東京都は、過去の大規模災害の教訓から避難所の環境改善を目指して運営指針の作成を進めていて、14日に素案を公表しました。素案には、避難所で清潔なトイレを確保するために都独自の基準として、災害時でも水洗トイレを使用可能とすることが示されています。
都によりますと、公道から都の指定避難所につながる下水道管の耐震化工事はおよそ8割完了しているとして、今後さらに整備を進めていくということです。また、仮に下水道管が損傷して水洗トイレが使えなくなった場合でも、その場で汚水処理ができる「自己処理型トイレ」や「マンホールトイレ」などを平時から準備しておくことが示されています。

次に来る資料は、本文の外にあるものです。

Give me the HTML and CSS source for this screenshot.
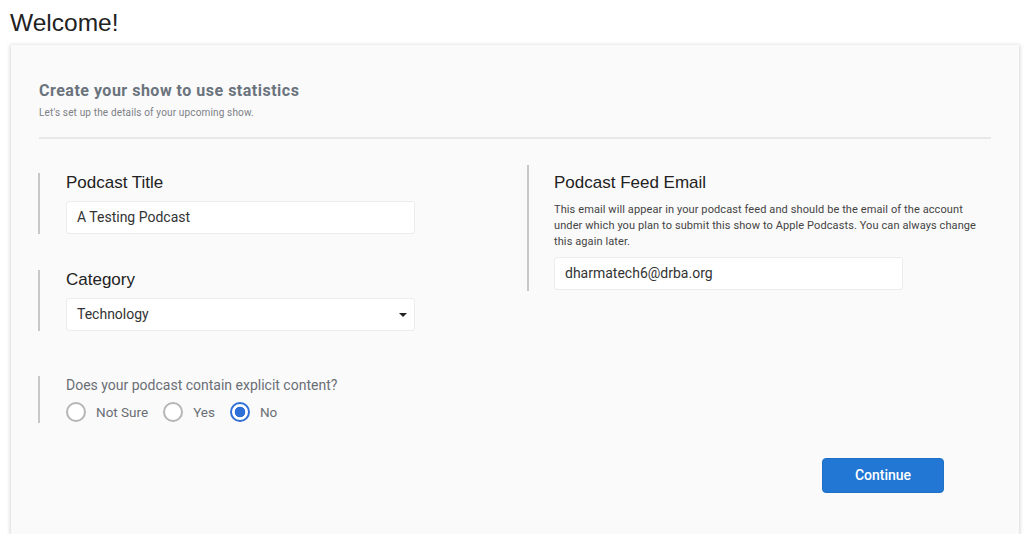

都は“質の高い避難所”にするために、プライベート空間を確保する屋内型仕切りテントなどについても市区町村が購入する際の費用の半分を補助するとしていて、2025度の予算案で10億円を計上しています。
また、避難所の運営には女性の視点が重要だとして、運営メンバーの4割以上を女性とすることも盛り込まれました。
国内での災害時の避難所は、1人あたりの面積やトイレ事情など国際的にみても環境の悪さが指摘されていて、政府は避難所環境の抜本的な改善に取り組む方針を打ち出しています。
こうした中、東京都は先行して今年度末に避難所の環境改善に向けた運営指針を公表し、市区町村に対策づくりを進めるよう呼びかける方針です。